To reschedule pods for etcd:

Warning

During the reschedule procedure of the etcd LCM, a short cluster downtime is expected.

  1. On the failed node, identify the etcd replica ID that is a numeric suffix in a pod name. For example, the ID of the etcd-etcd-0 node id 0. This ID is required during the reschedule procedure.

    kubectl -n openstack get pods | grep etcd
    
    etcd-etcd-0                    0/1     Pending                 0          3m52s
    etcd-etcd-1                    1/1     Running                 0          39m
    etcd-etcd-2                    1/1     Running                 0          39m
    
  2. If the replica ID is 1 or higher:

    1. Add the coordination section to the spec.services section of the OsDpl object:

      spec:
        services:
          coordination:
            etcd:
              values:
                conf:
                  etcd:
                    ETCD_INITIAL_CLUSTER_STATE: existing
      
    2. Wait for the etcd statefulSet to update the new state parameter:

      kubectl -n openstack get sts etcd-etcd -o jsonpath='{.spec.template.spec.containers[0].env[?(@.name=="ETCD_INITIAL_CLUSTER_STATE")].value}'
      
  3. Scale down the etcd StatefulSet to 0 replicas. Verify that no replicas are running on the failed node.

    kubectl -n openstack scale sts etcd-etcd --replicas=0
    
  4. Recreate PVCs as described in Recreate a PVC on another control plane node.

  5. Scale the etcd StatefulSet to the initial number of replicas:

    kubectl -n openstack scale sts etcd-etcd --replicas=<NUMBER-OF-REPLICAS>
    
  6. Wait until all etcd pods are in the Ready state.

  7. Verify that the etcd cluster is healthy:

    kubectl -n openstack exec -t etcd-etcd-1 -- etcdctl cluster-health
    
  8. If the replica ID is 1 or higher:

    1. Remove the coordination section from the spec.services section of the OsDpl object.

    2. Wait until all etcd pods appear in the Ready state.

    3. Verify that the etcd cluster is healthy:

      kubectl -n openstack exec -t etcd-etcd-1 -- etcdctl cluster-health
      

Recreate a PVC on another control plane node

This section describes how to recreate a PVC of a stateful application on another control plane node.

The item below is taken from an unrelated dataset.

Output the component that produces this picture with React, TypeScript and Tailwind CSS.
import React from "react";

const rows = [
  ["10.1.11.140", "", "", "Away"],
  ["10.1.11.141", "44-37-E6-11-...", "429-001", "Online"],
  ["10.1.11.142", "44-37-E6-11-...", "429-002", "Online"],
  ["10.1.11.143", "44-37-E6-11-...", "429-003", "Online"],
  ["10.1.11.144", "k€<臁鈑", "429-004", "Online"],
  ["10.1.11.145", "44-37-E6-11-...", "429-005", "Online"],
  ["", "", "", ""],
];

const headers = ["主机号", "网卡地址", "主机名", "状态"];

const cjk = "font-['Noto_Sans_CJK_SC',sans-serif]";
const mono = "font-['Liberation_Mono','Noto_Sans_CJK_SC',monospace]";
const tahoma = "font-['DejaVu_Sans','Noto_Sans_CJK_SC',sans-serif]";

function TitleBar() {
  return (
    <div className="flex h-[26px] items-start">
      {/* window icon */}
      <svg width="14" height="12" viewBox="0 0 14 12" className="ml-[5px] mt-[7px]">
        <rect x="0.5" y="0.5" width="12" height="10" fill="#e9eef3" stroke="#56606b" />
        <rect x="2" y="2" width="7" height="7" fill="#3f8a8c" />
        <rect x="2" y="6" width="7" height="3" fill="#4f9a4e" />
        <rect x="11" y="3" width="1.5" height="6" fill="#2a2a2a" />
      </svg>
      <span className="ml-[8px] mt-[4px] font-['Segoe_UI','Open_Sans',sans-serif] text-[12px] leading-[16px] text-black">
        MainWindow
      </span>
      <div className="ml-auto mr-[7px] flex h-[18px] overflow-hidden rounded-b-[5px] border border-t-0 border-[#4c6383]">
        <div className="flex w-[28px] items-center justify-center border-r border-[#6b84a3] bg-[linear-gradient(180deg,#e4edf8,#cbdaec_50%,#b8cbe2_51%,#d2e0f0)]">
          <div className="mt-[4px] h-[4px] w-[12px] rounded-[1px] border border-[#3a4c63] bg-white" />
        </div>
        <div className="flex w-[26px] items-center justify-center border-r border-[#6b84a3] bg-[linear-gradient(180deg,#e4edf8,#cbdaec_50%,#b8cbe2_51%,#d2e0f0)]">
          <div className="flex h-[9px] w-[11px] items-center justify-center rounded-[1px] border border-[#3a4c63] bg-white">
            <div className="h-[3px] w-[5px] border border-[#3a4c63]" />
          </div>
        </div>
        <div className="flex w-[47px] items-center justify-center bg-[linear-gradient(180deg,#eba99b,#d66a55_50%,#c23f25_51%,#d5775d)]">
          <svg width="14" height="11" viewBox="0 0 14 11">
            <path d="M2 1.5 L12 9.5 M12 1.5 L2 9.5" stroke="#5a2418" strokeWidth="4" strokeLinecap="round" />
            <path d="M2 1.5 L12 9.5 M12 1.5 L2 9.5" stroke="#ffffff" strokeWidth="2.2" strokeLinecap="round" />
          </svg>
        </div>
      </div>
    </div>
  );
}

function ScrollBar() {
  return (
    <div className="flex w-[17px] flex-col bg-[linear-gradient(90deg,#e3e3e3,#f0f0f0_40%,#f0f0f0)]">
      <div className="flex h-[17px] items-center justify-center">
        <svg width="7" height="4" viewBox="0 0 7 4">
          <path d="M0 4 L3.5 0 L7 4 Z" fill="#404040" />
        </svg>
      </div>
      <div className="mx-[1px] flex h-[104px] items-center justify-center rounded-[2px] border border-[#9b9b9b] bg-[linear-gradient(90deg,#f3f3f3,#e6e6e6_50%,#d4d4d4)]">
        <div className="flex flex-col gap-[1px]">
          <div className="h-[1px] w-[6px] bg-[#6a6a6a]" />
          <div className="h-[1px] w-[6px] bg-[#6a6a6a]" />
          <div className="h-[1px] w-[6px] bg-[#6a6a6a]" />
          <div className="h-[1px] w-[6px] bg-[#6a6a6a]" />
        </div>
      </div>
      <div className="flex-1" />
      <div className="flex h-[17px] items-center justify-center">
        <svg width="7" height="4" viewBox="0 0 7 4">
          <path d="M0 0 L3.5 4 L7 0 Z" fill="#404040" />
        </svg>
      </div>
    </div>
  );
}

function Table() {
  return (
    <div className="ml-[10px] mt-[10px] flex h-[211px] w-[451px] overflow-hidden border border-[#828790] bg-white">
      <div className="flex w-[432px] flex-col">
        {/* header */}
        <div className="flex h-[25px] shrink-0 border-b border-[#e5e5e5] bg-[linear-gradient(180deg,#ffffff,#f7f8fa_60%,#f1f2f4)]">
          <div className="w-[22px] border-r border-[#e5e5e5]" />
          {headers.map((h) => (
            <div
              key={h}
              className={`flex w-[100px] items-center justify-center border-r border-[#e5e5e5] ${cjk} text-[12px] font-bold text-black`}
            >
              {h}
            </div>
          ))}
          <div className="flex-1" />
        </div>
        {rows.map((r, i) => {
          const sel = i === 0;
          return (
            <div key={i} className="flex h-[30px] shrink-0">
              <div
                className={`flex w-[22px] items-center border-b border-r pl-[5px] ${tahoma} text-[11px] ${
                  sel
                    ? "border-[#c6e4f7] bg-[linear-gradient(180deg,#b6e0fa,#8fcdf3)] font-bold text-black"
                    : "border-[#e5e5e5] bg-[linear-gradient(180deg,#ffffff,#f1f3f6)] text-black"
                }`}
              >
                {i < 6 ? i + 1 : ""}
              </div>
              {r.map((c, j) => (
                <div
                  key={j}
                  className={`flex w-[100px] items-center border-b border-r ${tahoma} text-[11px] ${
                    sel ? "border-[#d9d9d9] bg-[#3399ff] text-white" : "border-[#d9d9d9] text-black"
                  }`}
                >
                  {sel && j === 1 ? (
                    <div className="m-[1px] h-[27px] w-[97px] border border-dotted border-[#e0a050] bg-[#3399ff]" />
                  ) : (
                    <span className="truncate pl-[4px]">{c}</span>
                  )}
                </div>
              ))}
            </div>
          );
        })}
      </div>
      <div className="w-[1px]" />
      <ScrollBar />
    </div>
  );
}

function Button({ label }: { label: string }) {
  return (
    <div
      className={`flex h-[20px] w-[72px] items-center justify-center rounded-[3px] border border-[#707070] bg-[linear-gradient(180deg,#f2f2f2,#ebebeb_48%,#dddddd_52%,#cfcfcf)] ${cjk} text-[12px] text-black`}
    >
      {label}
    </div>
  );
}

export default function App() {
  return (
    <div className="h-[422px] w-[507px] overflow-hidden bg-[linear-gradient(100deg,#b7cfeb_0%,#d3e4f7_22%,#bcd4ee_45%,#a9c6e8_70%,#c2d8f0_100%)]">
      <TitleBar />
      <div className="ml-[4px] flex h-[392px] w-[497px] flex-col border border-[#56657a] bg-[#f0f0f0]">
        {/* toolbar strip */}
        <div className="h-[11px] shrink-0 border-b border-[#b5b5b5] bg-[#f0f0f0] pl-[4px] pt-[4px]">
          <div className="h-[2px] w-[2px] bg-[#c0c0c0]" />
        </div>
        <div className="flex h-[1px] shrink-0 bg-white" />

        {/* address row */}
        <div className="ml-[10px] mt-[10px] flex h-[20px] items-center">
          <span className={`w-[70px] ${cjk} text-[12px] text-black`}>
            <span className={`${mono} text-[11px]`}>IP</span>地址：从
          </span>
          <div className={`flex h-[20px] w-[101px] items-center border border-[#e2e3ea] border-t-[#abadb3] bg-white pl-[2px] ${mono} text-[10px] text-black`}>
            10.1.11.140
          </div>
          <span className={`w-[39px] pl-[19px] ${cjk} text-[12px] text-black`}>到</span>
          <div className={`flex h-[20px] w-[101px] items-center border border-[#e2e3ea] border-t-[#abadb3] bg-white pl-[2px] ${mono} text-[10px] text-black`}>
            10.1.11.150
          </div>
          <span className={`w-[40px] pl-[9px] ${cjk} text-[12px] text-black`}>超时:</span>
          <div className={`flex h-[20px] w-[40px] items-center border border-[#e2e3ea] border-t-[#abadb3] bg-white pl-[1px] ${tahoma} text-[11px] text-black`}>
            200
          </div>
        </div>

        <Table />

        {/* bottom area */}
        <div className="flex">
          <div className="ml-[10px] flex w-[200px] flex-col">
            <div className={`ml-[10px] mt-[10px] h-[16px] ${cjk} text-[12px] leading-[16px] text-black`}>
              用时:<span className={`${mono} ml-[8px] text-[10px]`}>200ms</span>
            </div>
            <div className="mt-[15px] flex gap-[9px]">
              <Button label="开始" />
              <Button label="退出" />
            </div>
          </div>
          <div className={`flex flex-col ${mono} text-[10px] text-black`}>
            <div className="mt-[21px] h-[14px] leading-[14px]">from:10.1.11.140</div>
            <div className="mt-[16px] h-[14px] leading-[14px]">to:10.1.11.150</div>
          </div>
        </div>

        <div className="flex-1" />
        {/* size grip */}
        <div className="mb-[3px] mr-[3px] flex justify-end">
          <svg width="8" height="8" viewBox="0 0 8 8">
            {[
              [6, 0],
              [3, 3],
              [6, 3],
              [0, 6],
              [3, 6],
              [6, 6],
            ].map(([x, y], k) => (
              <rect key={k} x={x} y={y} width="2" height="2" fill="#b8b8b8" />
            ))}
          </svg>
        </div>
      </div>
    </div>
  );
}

To recreate a PVC on another control plane node:

  1. Select one of the persistent volumes available on the node:

    Caution

    A stateful application pod can only be migrated to the node that does not contain other pods of this application.

    NODE_NAME=<NODE-NAME>
    STORAGE_CLASS=$(kubectl -n openstack get osdpl <OSDPL_OBJECT_NAME> -o jsonpath='{.spec.local_volume_storage_class}')
    kubectl -n openstack get pv -o json | jq --arg NODE_NAME $NODE_NAME --arg STORAGE_CLASS $STORAGE_CLASS -r '.items[] | select(.spec.nodeAffinity.required.nodeSelectorTerms[0].matchExpressions[0].values[0] == $NODE_NAME and .spec.storageClassName == $STORAGE_CLASS and .status.phase == "Available") | .metadata.name'
    
  2. As the new PVC should contain the same parameters as the deleted one except for volumeName, save the old PVC configuration in YAML:

    kubectl -n <NAMESPACE> get pvc <PVC-NAME> -o yaml > <OLD-PVC>.yaml
    

    Note

    <NAMESPACE> is a Kubernetes namespace where the PVC is created. For Redis, specify openstack-redis, for other applications specify openstack.

  3. Delete the old PVC:

    kubectl -n <NAMESPACE> delete pvc <PVC-NAME>
    

    Note

    If a PVC has stuck in the terminating state, run kubectl -n openstack edit pvc <PVC-NAME> and remove the finalizers section from metadata of the PVC.

  4. Create a PVC with a new persistent volume:

    cat <<EOF | kubectl apply -f -
         apiVersion: v1
         kind: PersistentVolumeClaim
         metadata:
           name: <PVC-NAME>
           namespace: <NAMESPACE>
         spec:
           accessModes:
           - ReadWriteOnce
           resources:
             requests:
               storage: <STORAGE-SIZE>
           storageClassName: <STORAGE-CLASS>
           volumeMode: Filesystem
           volumeName: <PV-NAME>
        EOF
    

    Caution

    <STORAGE-SIZE>, <STORAGE-CLASS>, and <NAMESPACE> should correspond to the storage, storageClassName, and namespace values from the <OLD-PVC>.yaml file with the old PVC configuration.